Впрочем, существуют интертекстуальные ключи к некоторым текстам: так, в «песенке на классический сюжет» (не вошедшей в книгу) легко расшифровывается перифраз «Горных вершин…» Гёте-Лермонтова и аллюзия на связанное с «Ночной песнью странника» лермонтовское стихотворение «Выхожу один я на дорогу…», а упомянутые выше «les oiseaux» отсылают к стихотворению Коппе «Смерть птиц», известном в переводе Бунина. Существуют и более сложно находимые отсылки. Но повторю: автор не столько загадывает читателю загадки на эрудицию, сколько предлагает текст для конструирования неизвестного референта, при этом считывание реминисценций желательно, но не является обязательным для понимания.
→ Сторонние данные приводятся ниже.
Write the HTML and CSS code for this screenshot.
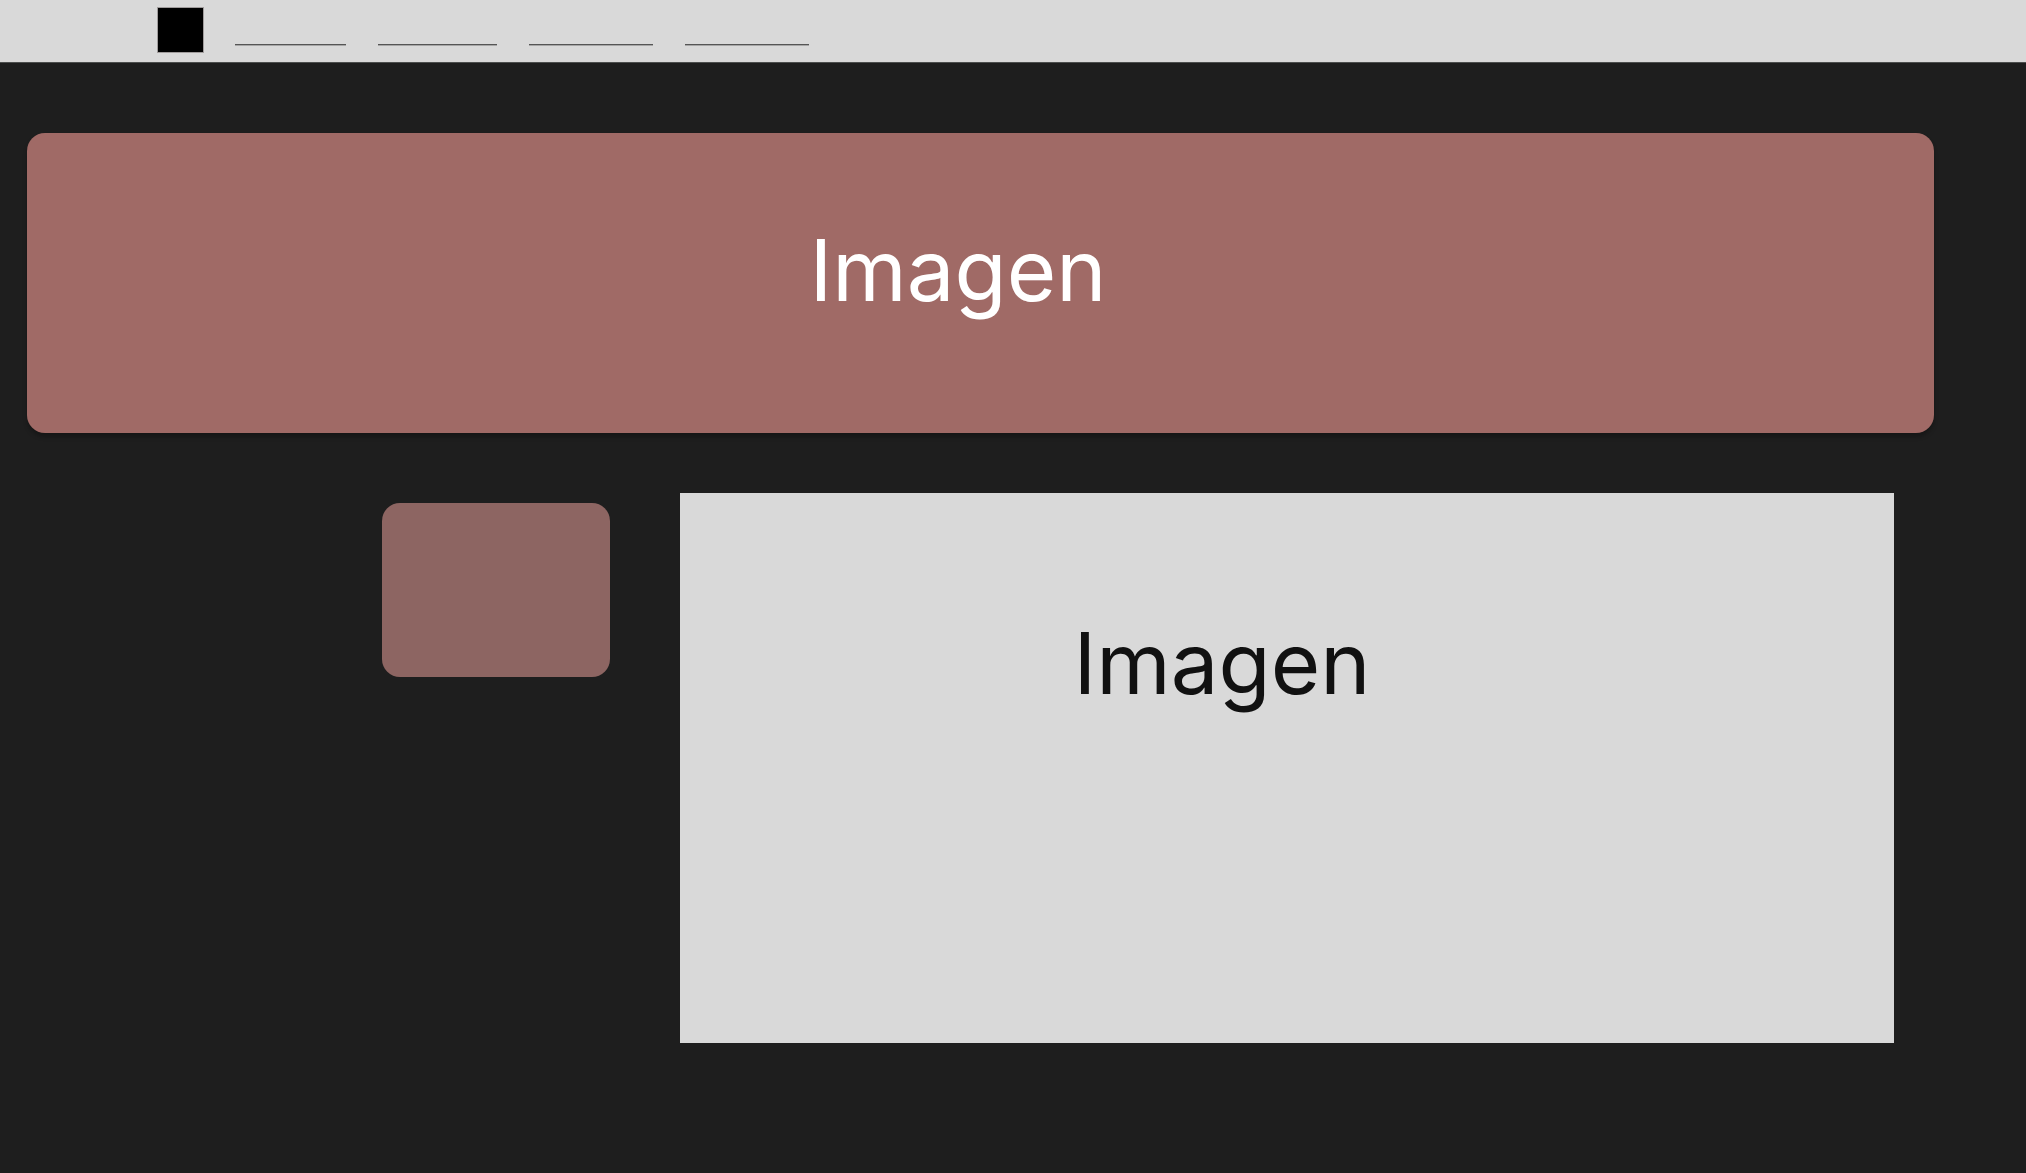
FILE: index.html
```
<!DOCTYPE html>
<html lang="es">
<head>
<meta charset="utf-8">
<meta name="viewport" content="width=device-width, initial-scale=1">
<title>Imagen</title>
<link rel="stylesheet" href="styles.css">
</head>
<body>
<header class="topbar">
  <a class="logo" href="#" aria-label="Inicio"></a>
  <nav class="nav">
    <a class="nav-link nav-link-short" href="#" aria-label="Enlace 1"></a>
    <a class="nav-link nav-link-medium" href="#" aria-label="Enlace 2"></a>
    <a class="nav-link" href="#" aria-label="Enlace 3"></a>
    <a class="nav-link" href="#" aria-label="Enlace 4"></a>
  </nav>
</header>
<main class="page">
  <section class="banner"><h1 class="title">Imagen</h1></section>
  <div class="content">
    <aside class="card"></aside>
    <section class="panel"><h2 class="title">Imagen</h2></section>
  </div>
</main>
</body>
</html>
```
FILE: styles.css
```
* {
  box-sizing: border-box;
}

body {
  margin: 0;
  min-height: 100vh;
  background: #1e1e1e;
  font-family: Inter, "Liberation Sans", sans-serif;
}

.topbar {
  display: flex;
  align-items: flex-start;
  gap: 32px;
  height: 63px;
  padding: 8px 158px;
  background: #d9d9d9;
  border-bottom: 1px solid #4c4e4d;
}

.logo {
  width: 45px;
  height: 44px;
  background: #000;
  box-shadow: 0 0 0 1px #a09c9c;
}

.nav {
  display: flex;
  gap: 32px;
}

.nav-link {
  width: 124px;
  height: 37px;
  border-bottom: 1px solid #555;
  box-shadow: 0 1px #a6a6a6;
}

.nav-link-short {
  width: 111px;
}

.nav-link-medium {
  width: 119px;
}

.page {
  padding: 70px 92px 130px 27px;
}

.banner {
  min-height: 300px;
  padding: 86px 45px 0 0;
  background: #a06a66;
  border-radius: 18px;
  box-shadow: 0 4px 4px rgba(0, 0, 0, 0.25);
}

.title {
  margin: 0;
  font-size: 85px;
  line-height: 104px;
  font-weight: 400;
  text-align: center;
  color: #fff;
}

.content {
  display: grid;
  grid-template-columns: 228px minmax(0, 1fr);
  align-items: start;
  gap: 70px;
  margin-top: 60px;
  padding: 0 40px 0 355px;
}

.card {
  height: 174px;
  margin-top: 10px;
  background: #8d6562;
  border-radius: 18px;
}

.panel {
  min-height: 550px;
  padding: 119px 130px 0 0;
  background: #d9d9d9;
}

.panel .title {
  color: #111;
}
```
Имперсональность встраивается в интерсубъективное взаимодействие между читателем и предполагаемым автором. Но это предположение требует труда и часто остается неподтвержденным — и неопровергнутым.          
Сама по себе имперсональность, принимаемая всерьез, могла бы быть интересным эстетическим опытом. Если бы имперсональность вообще могла бы быть сама по себе. На деле эффект имперсональности возникает неотделимо от лиризма, усложненного в случае почти каждого текста Корчагина смещением и как бы временным самоустранением субъекта: строки исходят от личного субъекта, от коллективного, от третьего лица. Но малейшее присутствие имперсональности, увы, резонирует с неким «трендом» игровой деперсонализации, охватывающим самые разные поэтики, самые разные современные типы творчества.
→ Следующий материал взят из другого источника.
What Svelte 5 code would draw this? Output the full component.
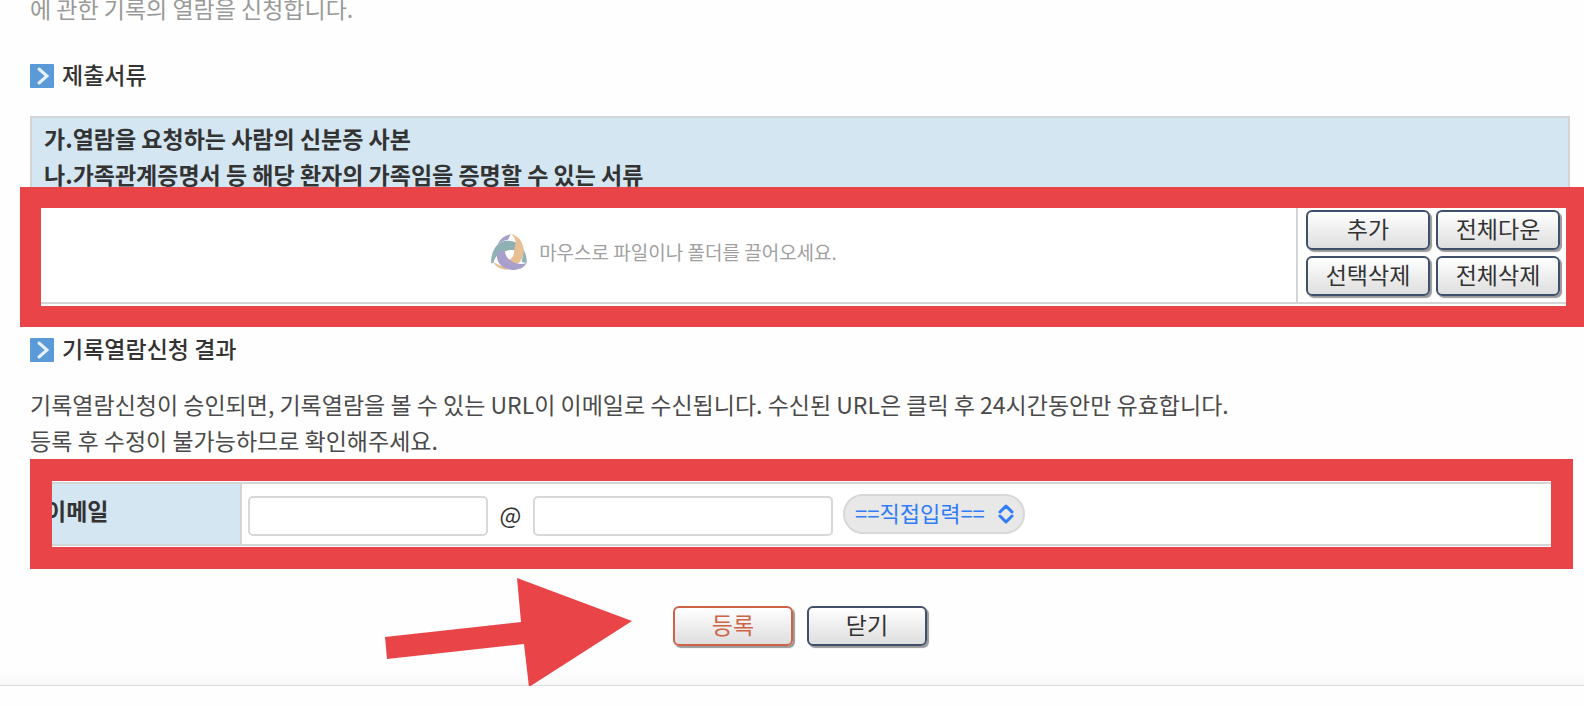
<script lang="ts">
  const documents = [
    '가.열람을 요청하는 사람의 신분증 사본',
    '나.가족관계증명서 등 해당 환자의 가족임을 증명할 수 있는 서류'
  ];

  const fileActions = ['추가', '전체다운', '선택삭제', '전체삭제'];

  let mailId = $state('');
  let mailHost = $state('');
  let mailPreset = $state('');
</script>

{#snippet heading(text: string)}
  <h2>
    <svg class="bullet" viewBox="0 0 24 24" aria-hidden="true">
      <rect width="24" height="24" rx="1" fill="#5b9ad9" />
      <path d="M9 5l8 7-8 7" fill="none" stroke="#e6f1fb" stroke-width="3" stroke-linecap="round" />
    </svg>
    {text}
  </h2>
{/snippet}

<main class="page">
  <p class="lead">에 관한 기록의 열람을 신청합니다.</p>

  {@render heading('제출서류')}

  <section class="upload">
    <ul class="documents">
      {#each documents as item}
        <li>{item}</li>
      {/each}
    </ul>
    <div class="files">
      <div class="drop-area">
        <svg class="logo" viewBox="0 0 108 108" aria-hidden="true">
          <path d="M59 1C42 3 27 15 20 31C31 22 43 18 51 17Z" fill="#a99fcb" />
          <path d="M94 42C103 53 108 70 107 87L92 84C96 70 96 55 94 42Z" fill="#8fb0b5" />
          <path d="M7 85C20 92 33 94 50 107C30 108 14 98 7 85Z" fill="#e6bf92" />
          <path d="M0 88C-1 50 20 20 48 20C58 20 68 22 76 26L75 50C60 46 46 49 38 54C22 58 10 70 7 87Z" fill="#8fb0b5" />
          <path d="M59 0C84 4 98 28 98 50C98 70 90 83 77 91L50 80C64 74 70 64 69 50L74 26C74 16 69 7 59 0Z" fill="#e6bf92" />
          <path d="M18 59C25 52 33 49 42 50C42 64 50 76 67 85C80 91 94 91 107 87C98 102 82 108 66 108C35 107 14 86 18 59Z" fill="#a99fcb" />
        </svg>
        <span>마우스로 파일이나 폴더를 끌어오세요.</span>
      </div>
      <div class="file-actions">
        {#each fileActions as action}
          <button type="button">{action}</button>
        {/each}
      </div>
    </div>
    <div class="marker marker-files"></div>
  </section>

  {@render heading('기록열람신청 결과')}

  <p class="notice">
    기록열람신청이 승인되면, 기록열람을 볼 수 있는 URL이 이메일로 수신됩니다. 수신된 URL은 클릭 후 24시간동안만 유효합니다.<br />
    등록 후 수정이 불가능하므로 확인해주세요.
  </p>

  <section class="mail">
    <table>
      <tbody>
        <tr>
          <th scope="row"><label for="mail-id">이메일</label></th>
          <td>
            <div class="mail-fields">
              <input id="mail-id" class="mail-id" type="text" bind:value={mailId} />
              <span class="at">@</span>
              <input class="mail-host" type="text" aria-label="이메일 도메인" bind:value={mailHost} />
              <span class="preset">
                <select aria-label="도메인 선택" bind:value={mailPreset}>
                  <option value="">==직접입력==</option>
                </select>
                <svg viewBox="0 0 16 20" aria-hidden="true">
                  <path d="M2 8l6-6 6 6M2 12l6 6 6-6" />
                </svg>
              </span>
            </div>
          </td>
        </tr>
      </tbody>
    </table>
    <div class="marker marker-mail"></div>
  </section>

  <div class="submit">
    <button type="submit" class="primary">등록</button>
    <button type="button">닫기</button>
    <svg class="arrow" viewBox="0 0 248 110" aria-hidden="true">
      <path d="M0 59L136 44L132 0L247 43L144 109L139 66L2 81Z" fill="#e94549" />
    </svg>
  </div>
</main>

<style>
  :global(body) {
    background: #fefefe;
  }

  .page {
    overflow: hidden;
    padding: 0 14px 0 30px;
    font-family: 'Noto Sans CJK KR', sans-serif;
    font-size: 23px;
    line-height: 36px;
    color: #4a4a4a;
  }

  .lead {
    margin: -10px 0 30px;
    color: #999;
  }

  h2 {
    display: flex;
    align-items: center;
    gap: 8px;
    margin: 0;
    font-size: 23px;
    font-weight: 500;
    color: #333;
  }

  .bullet {
    width: 24px;
    height: 24px;
    margin-top: 4px;
  }

  .upload {
    position: relative;
    margin: 24px 0 26px;
    border: 2px solid #d3d4d5;
  }

  .documents {
    margin: 0;
    padding: 2px 12px 14px;
    list-style: none;
    font-weight: 700;
    color: #333;
    background: #d4e6f1;
  }

  .files {
    display: flex;
    background: #fff;
  }

  .drop-area {
    flex: 1;
    display: flex;
    align-items: center;
    justify-content: center;
    gap: 12px;
    padding-bottom: 4px;
    font-size: 19px;
    color: #a0a0a0;
  }

  .logo {
    width: 36px;
    height: 36px;
  }

  .file-actions {
    display: grid;
    grid-template-columns: 124px 124px;
    gap: 6px;
    padding: 4px 8px 6px;
    border-left: 2px solid #d3d4d5;
  }

  button {
    height: 40px;
    padding: 0 0 4px;
    border: 2px solid #40506a;
    border-radius: 6px;
    background: linear-gradient(#fff, #dedede);
    box-shadow: 2px 2px 1px #999;
    font: inherit;
    line-height: 32px;
    color: #333;
  }

  .marker {
    position: absolute;
    pointer-events: none;
    border: 21px solid #e94549;
  }

  .marker-files {
    inset: 69px -19px -25px -12px;
  }

  .notice {
    margin: 20px 0 24px;
  }

  .mail {
    position: relative;
  }

  table {
    width: 100%;
    border-collapse: collapse;
    background: #fff;
  }

  th,
  td {
    border: 2px solid #d3d4d5;
    padding: 0;
  }

  th {
    width: 195px;
    padding: 0 0 8px 13px;
    text-align: left;
    font-weight: 700;
    color: #333;
    background: #d4e6f1;
  }

  .mail-fields {
    box-sizing: border-box;
    display: flex;
    align-items: center;
    height: 60px;
    padding: 4px 0 0 6px;
  }

  input {
    box-sizing: border-box;
    height: 40px;
    padding: 0 8px;
    border: 2px solid #d8d8d8;
    border-radius: 5px;
    background: #fff;
    font: inherit;
  }

  .mail-id {
    width: 240px;
  }

  .mail-host {
    width: 300px;
  }

  .at,
  .preset {
    margin-bottom: 4px;
  }

  .at {
    width: 45px;
    text-align: center;
    line-height: 32px;
    color: #333;
  }

  .preset {
    position: relative;
    margin-left: 10px;
  }

  select {
    display: block;
    appearance: none;
    width: 182px;
    height: 40px;
    padding: 0 10px 4px;
    border: 2px solid #d8d8d8;
    border-radius: 20px;
    background: #e8e8e8;
    font: inherit;
    font-size: 22px;
    line-height: 32px;
    color: #2f7cf6;
  }

  .preset svg {
    position: absolute;
    top: 10px;
    right: 11px;
    width: 16px;
    height: 20px;
    fill: none;
    stroke: #2f7cf6;
    stroke-width: 3;
    stroke-linecap: round;
    stroke-linejoin: round;
    pointer-events: none;
  }

  .marker-mail {
    inset: -23px -3px -23px 0;
    border-width: 22px;
  }

  .submit {
    position: relative;
    display: flex;
    justify-content: center;
    gap: 14px;
    margin: 0 -14px 0 -30px;
    padding: 60px 0 39px 16px;
    border-bottom: 1px solid #ddd;
    background: linear-gradient(transparent 90%, #f7f7f7);
  }

  .submit button {
    width: 120px;
  }

  .submit .primary {
    border-color: #cf6346;
    color: #cf6346;
  }

  .arrow {
    position: absolute;
    top: 32px;
    right: calc(50% + 159px);
    width: 248px;
    height: 110px;
  }
</style>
Для лирики, как ни крутись, нужен лирический персонаж, внушающий доверие читателю — в отличие от тамагочи (псевдо-)автобиографизма, употребляемых в игровой «популярной» и не «популярной» поэзии, как на уровне персонажа высказывания, так и на уровне авторской инстанции. Этот неизбежный лирический персонаж — некая констелляция подразумеваемых эмоций. И вот мне кажется, что Корчагин недостаточно решительно, недостаточно эксплицитно вводит архитектонически важную лирическую констелляцию. Это не упрек, поскольку поэт явно избегает педалированной лиричности. Это вопрос: а возможна ли неигровая элегическая поэзия без нее? Ответа я не знаю.
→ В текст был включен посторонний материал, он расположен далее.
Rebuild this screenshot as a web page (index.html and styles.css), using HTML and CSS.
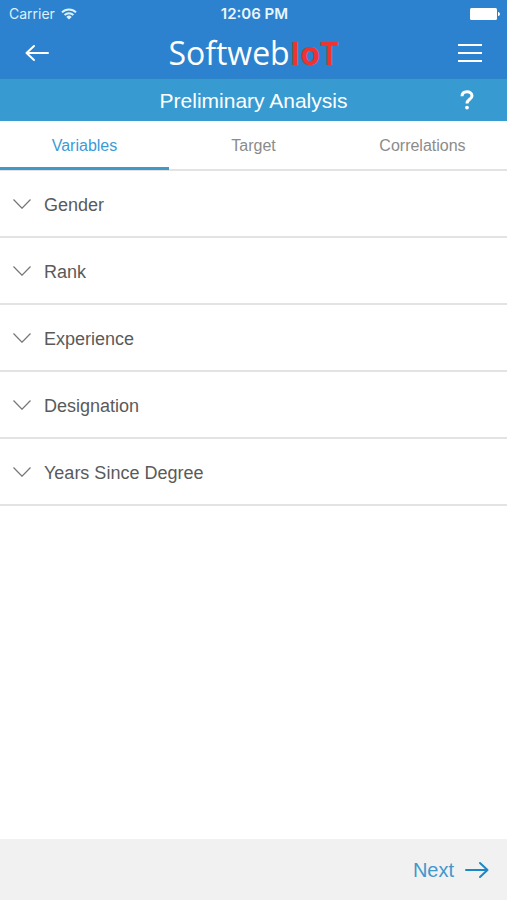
FILE: index.html
```html
<!DOCTYPE html>
<html lang="en">
<head>
  <meta charset="utf-8">
  <meta name="viewport" content="width=device-width, initial-scale=1">
  <title>Preliminary Analysis</title>
  <link rel="stylesheet" href="styles.css">
</head>
<body>
  <header class="top">
    <div class="status">
      <div class="carrier">
        <span>Carrier</span>
        <svg width="16" height="12" viewBox="0 0 16 12" fill="none" stroke="currentColor" stroke-width="2" aria-hidden="true">
          <path d="M1 4.400a10 10 0 0 1 14 0M3.600 7a6.300 6.300 0 0 1 8.800 0"/>
          <path d="M8 11.600 5.300 8.900a3.800 3.800 0 0 1 5.400 0z" fill="currentColor" stroke="none"/>
        </svg>
      </div>
      <span class="time">12:06 PM</span>
      <svg class="battery" width="30" height="12" viewBox="0 0 30 12" fill="currentColor" aria-hidden="true">
        <rect width="27" height="12" rx="1.500"/>
        <path d="M28 4c2.600 0 2.600 4 0 4z"/>
      </svg>
    </div>
    <div class="bar">
      <button class="icon-button" type="button" aria-label="Back">
        <svg width="24" height="18" viewBox="0 0 24 18" fill="none" stroke="currentColor" stroke-width="2" stroke-linecap="round" stroke-linejoin="round">
          <path d="M23 9H1.500M9 2 1.500 9 9 16"/>
        </svg>
      </button>
      <div class="brand">Softweb<b>IoT</b></div>
      <button class="icon-button" type="button" aria-label="Menu">
        <svg width="24" height="18" viewBox="0 0 24 18" fill="none" stroke="currentColor" stroke-width="2">
          <path d="M0 1h24M0 9h24M0 17h24"/>
        </svg>
      </button>
    </div>
  </header>

  <div class="title-bar">
    <h1>Preliminary Analysis</h1>
    <button class="help" type="button" aria-label="Help">
      <svg width="14" height="20" viewBox="0 0 14 20" fill="none" stroke="currentColor" stroke-width="3" aria-hidden="true">
        <path d="M2 6.300C2 3.300 4.200 1.800 7 1.800s5 1.500 5 4.100c0 3.300-5 3.600-5 7.500"/>
        <circle cx="7" cy="17.600" r="1.900" fill="currentColor" stroke="none"/>
      </svg>
    </button>
  </div>

  <nav class="tabs">
    <button class="tab active" type="button">Variables</button>
    <button class="tab" type="button">Target</button>
    <button class="tab" type="button">Correlations</button>
  </nav>

  <main class="list">
    <button class="row" type="button"><svg class="chevron" viewBox="0 0 18 10"><path d="M.5.5 9 9.200 17.500.5"/></svg><span>Gender</span></button>
    <button class="row" type="button"><svg class="chevron" viewBox="0 0 18 10"><path d="M.5.5 9 9.200 17.500.5"/></svg><span>Rank</span></button>
    <button class="row" type="button"><svg class="chevron" viewBox="0 0 18 10"><path d="M.5.5 9 9.200 17.500.5"/></svg><span>Experience</span></button>
    <button class="row" type="button"><svg class="chevron" viewBox="0 0 18 10"><path d="M.5.5 9 9.200 17.500.5"/></svg><span>Designation</span></button>
    <button class="row" type="button"><svg class="chevron" viewBox="0 0 18 10"><path d="M.5.5 9 9.200 17.500.5"/></svg><span>Years Since Degree</span></button>
  </main>

  <footer class="footer">
    <button class="next" type="button">
      <span>Next</span>
      <svg width="24" height="18" viewBox="0 0 24 18" fill="none" stroke="currentColor" stroke-width="2" stroke-linecap="round" stroke-linejoin="round" aria-hidden="true">
        <path d="M1 9h21.500M15 2l7.500 7-7.500 7"/>
      </svg>
    </button>
  </footer>
</body>
</html>
```
FILE: styles.css
```css
* {
  box-sizing: border-box;
}

body {
  margin: 0;
  min-height: 100vh;
  display: flex;
  flex-direction: column;
  background: #fff;
  color: #5a5a5a;
  font-family: "Liberation Sans", Arial, sans-serif;
}

button {
  margin: 0;
  padding: 0;
  border: 0;
  background: none;
  color: inherit;
  font: inherit;
  cursor: pointer;
}

svg {
  display: block;
  flex: none;
}

.top {
  background: #2c82ce;
  color: #fff;
  border-bottom: 1px solid #2c84c6;
}

.status {
  display: grid;
  grid-template-columns: 1fr auto 1fr;
  align-items: center;
  height: 27px;
  padding: 0 7px 0 9px;
  font-family: Inter, sans-serif;
}

.carrier {
  display: flex;
  align-items: center;
  gap: 6px;
  color: #dcf1fc;
  font-size: 14px;
}

.time {
  color: #e8f6fd;
  font-size: 15px;
  font-weight: 600;
}

.battery {
  justify-self: end;
}

.bar {
  display: grid;
  grid-template-columns: 24px 1fr 24px;
  align-items: center;
  height: 51px;
  padding: 0 25px;
}

.icon-button {
  height: 48px;
}

.brand {
  text-align: center;
  font-family: "Open Sans", sans-serif;
  font-size: 32px;
  line-height: 48px;
}

.brand b {
  color: #ee3330;
}

.title-bar {
  display: grid;
  grid-template-columns: 14px 1fr 14px;
  align-items: center;
  height: 42px;
  padding: 0 33px;
  background: #379bd1;
  color: #fff;
}

.title-bar h1 {
  grid-column: 2;
  margin: 0;
  padding-top: 2px;
  text-align: center;
  font-size: 21px;
  font-weight: 400;
}

.tabs {
  display: grid;
  grid-template-columns: repeat(3, 1fr);
  height: 50px;
  border-bottom: 2px solid #e3e3e3;
}

.tab {
  height: 49px;
  padding-top: 3px;
  border-bottom: 3px solid transparent;
  color: #8b8b8b;
  font-size: 16px;
}

.tab.active {
  color: #3a9bd8;
  border-bottom-color: #4199c9;
}

.list {
  flex: 1;
}

.row {
  display: flex;
  align-items: center;
  gap: 13px;
  width: 100%;
  height: 67px;
  padding: 0 13px;
  border-bottom: 2px solid #e3e3e3;
  font-size: 18px;
  text-align: left;
}

.row span {
  padding-top: 4px;
}

.chevron {
  width: 18px;
  height: 10px;
  fill: none;
  stroke: #777;
  stroke-width: 1.25;
}

.footer {
  display: flex;
  align-items: center;
  justify-content: flex-end;
  height: 61px;
  padding: 0 18px;
  background: #f1f1f1;
}

.next {
  display: flex;
  align-items: center;
  gap: 11px;
  color: #1c87c2;
  font-size: 20px;
}

.next span {
  padding-top: 2px;
  color: #4297cb;
}
```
Выступая как критик, я не могу давать советов автору — это звучало бы оскорбительно. Не хотелось бы допускать дидактики ни в каком виде. Поэтому, чтобы избежать завуалированных «назиданий», моральки в конце, я завершу рецензию словами не о Кирилле Корчагине и не о каком-либо поэте, на опыт которого-де неплохо бы Кириллу обратить внимание. Проще всего сказать о себе, хотя бы потому, что я не поэт, да и в амплуа критика выступаю редко. Идеологии, в соприкосновение с которыми не может не входить автор — прозаик, поэт, эссеист, идеологии живущие в настоящем времени направлены двусторонне: одни из них клеймят индивидуализм за узость и бесконечное, якобы мнимое психологическое усложнение его переживаний. Другие, напротив, предлагают слишком простые способы персонализации — через массовое самоотождествление с набором стандартных типажей. И те, и другие уводят индивидуума от него самого, и те, и другие разрушительны для, скажем условно, личности. И самая большая глупость, как известно, считать других глупее себя. Оба типа идеологий находят и вульгарное, и утонченное выражение. Если вульгарность не опасна, то опасна изысканность, и наоборот. Но между Сциллой псевдоперсональности и Харибдой демистификации «эго», его растворения в социуме, а значит — в природе, надо суметь пройти. Не только автору новелл, высокохудожественных эссе или поэту. Любому уважающему себя и свою интеллектуальную жизнь человеку. И я не утверждаю, что Кирилл не сумел, как не утверждаю и того, что сумел. Но такой представляется жизненная и эстетическая задача мне, и именно потому, что такой она мне представляется, я и написал о книге Корчагина то, что написал. Возможно, если бы задача передо мной стояла иная (например, вторичное напяливание миметических рейтуз на акты художественного творчества), я смотрел бы совсем иным образом на книгу с ироническим названием «Пропозиции».